Conficker uses scheduled tasks to run periodically looking for new infectable 
computers.

A friend asked me to take a look at their laptop last night, which I haven't 
had the time to yet, but I'm positive this is the same thing they have. Thanks 
for pointing out the batch file on the root of C:

Jason


From: John Aldrich [mailto:[email protected]]
Sent: Friday, December 04, 2009 8:39 AM
To: NT System Admin Issues
Subject: New virus trick

I was at a seminar yesterday put on by Sunbelt and during a break I had a 
chance to talk to one of the presenters and told him of a recent malware 
incident I'd cleaned up.

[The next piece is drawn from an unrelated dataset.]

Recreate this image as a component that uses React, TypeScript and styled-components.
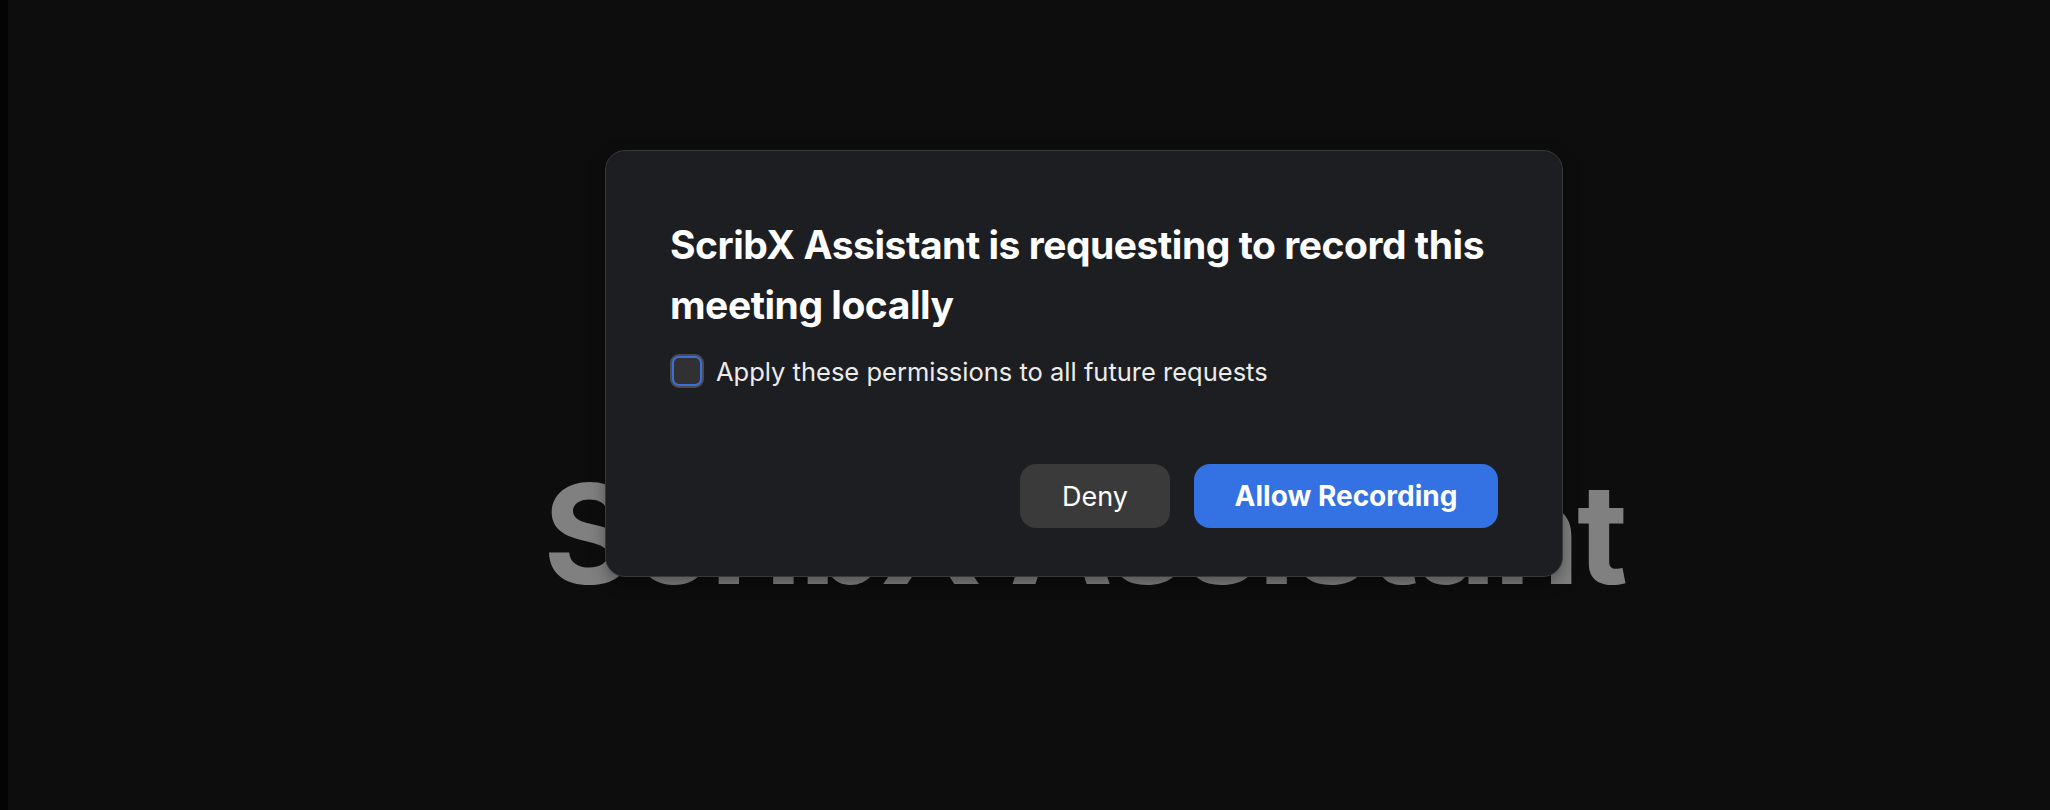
import React, { useState } from 'react';
import styled, { createGlobalStyle } from 'styled-components';

const GlobalStyle = createGlobalStyle`
  html, body {
    margin: 0;
    padding: 0;
    background-color: #040404;
    font-family: Inter, "Noto Sans", sans-serif;
    -webkit-font-smoothing: antialiased;
  }
`;

const Page = styled.div`
  display: flex;
  height: 810px;
  overflow: hidden;
`;

const Edge = styled.div`
  width: 8px;
  flex-shrink: 0;
  background-color: #040404;
`;

const Stage = styled.main`
  position: relative;
  flex: 1;
  display: flex;
  justify-content: center;
  align-items: flex-start;
  padding-left: 110px;
  padding-top: 464px;
  background-color: #0d0d0d;
`;

const Backdrop = styled.h1`
  margin: 0;
  font-size: 139px;
  line-height: 1;
  font-weight: 700;
  letter-spacing: -0.022em;
  color: #808080;
  white-space: nowrap;
`;

const Overlay = styled.div`
  position: absolute;
  inset: 0;
  display: flex;
  justify-content: center;
  align-items: flex-start;
  padding-left: 110px;
  padding-top: 150px;
`;

const Modal = styled.div`
  box-sizing: border-box;
  width: 958px;
  padding: 64px 64px 48px 64px;
  background-color: #1d1e21;
  border: 1px solid #38393c;
  border-radius: 20px;
  box-shadow: 0 6px 16px rgba(0, 0, 0, 0.35);
`;

const Title = styled.h2`
  margin: 0;
  font-size: 39px;
  line-height: 60px;
  font-weight: 700;
  color: #ffffff;
  letter-spacing: -0.012em;
`;

const CheckRow = styled.label`
  display: flex;
  align-items: center;
  gap: 12px;
  margin-top: 19px;
  cursor: pointer;
`;

const Box = styled.span<{ $checked: boolean }>`
  box-sizing: border-box;
  width: 30px;
  height: 30px;
  margin: 2px;
  border-radius: 7px;
  border: 2px solid #3a6fd9;
  box-shadow: 0 0 0 2px #4b4b4d;
  background-color: ${(p) => (p.$checked ? '#3a6fd9' : '#313133')};
  display: flex;
  align-items: center;
  justify-content: center;
`;

const CheckLabel = styled.span`
  font-size: 25.5px;
  font-weight: 400;
  color: #ececec;
`;

const Actions = styled.div`
  display: flex;
  justify-content: flex-end;
  gap: 24px;
  margin-top: 76px;
`;

const Button = styled.button<{ $primary?: boolean }>`
  height: 64px;
  padding: 0 40px;
  min-width: ${(p) => (p.$primary ? '304px' : '150px')};
  border: none;
  border-radius: 16px;
  font-family: Inter, "Noto Sans", sans-serif;
  font-size: ${(p) => (p.$primary ? '28px' : '27px')};
  font-weight: ${(p) => (p.$primary ? 700 : 400)};
  color: #ffffff;
  background-color: ${(p) => (p.$primary ? '#3471e2' : '#3a3a3b')};
  cursor: pointer;
`;

export default function App() {
  const [applyAll, setApplyAll] = useState(false);

  return (
    <>
      <GlobalStyle />
      <Page>
        <Edge />
        <Stage>
          <Backdrop>ScribX Assistant</Backdrop>
          <Overlay>
            <Modal>
              <Title>ScribX Assistant is requesting to record this meeting locally</Title>
              <CheckRow onClick={() => setApplyAll(!applyAll)}>
                <Box $checked={applyAll}>
                  {applyAll && (
                    <svg width="18" height="18" viewBox="0 0 24 24" fill="none" stroke="#fff" strokeWidth="3">
                      <path d="M5 12l5 5 9-10" />
                    </svg>
                  )}
                </Box>
                <CheckLabel>Apply these permissions to all future requests</CheckLabel>
              </CheckRow>
              <Actions>
                <Button>Deny</Button>
                <Button $primary>Allow Recording</Button>
              </Actions>
            </Modal>
          </Overlay>
        </Stage>
      </Page>
    </>
  );
}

He'd never heard of such a trick before so I thought 
I'd bring it to y'all's attention so you can be on the lookout for it. 
Basically it was the same old malware that's been going around with the 
Antivirus Pro sort of stuff, but the twist was that even using Malware Bytes we 
were not able to get rid of it. After I was poking around a bit, (I don't 
recall why I was looking at the root of C:, but I was) I noticed a batch file 
in the root of the C: drive that, when I opened it and looked at it, it created 
a bunch of scheduled tasks to re-download the malware/adware. I wised up and 
deleted that file, then went into the Scheduled Tasks and deleted all the 
malware-created scheduled tasks. Then I was able to successfully clean the 
stuff out!
What really got us was that Malware Bytes would clean it, then say it needed to 
reboot to finish, and then as soon as we came back, the fake antivirus was 
right back there. What I believe it was doing was re-downloading itself from 
the internet each time we cleaned it. So, anyway, if you guys ever have a 
problem like this, it wouldn't hurt to check the scheduled tasks!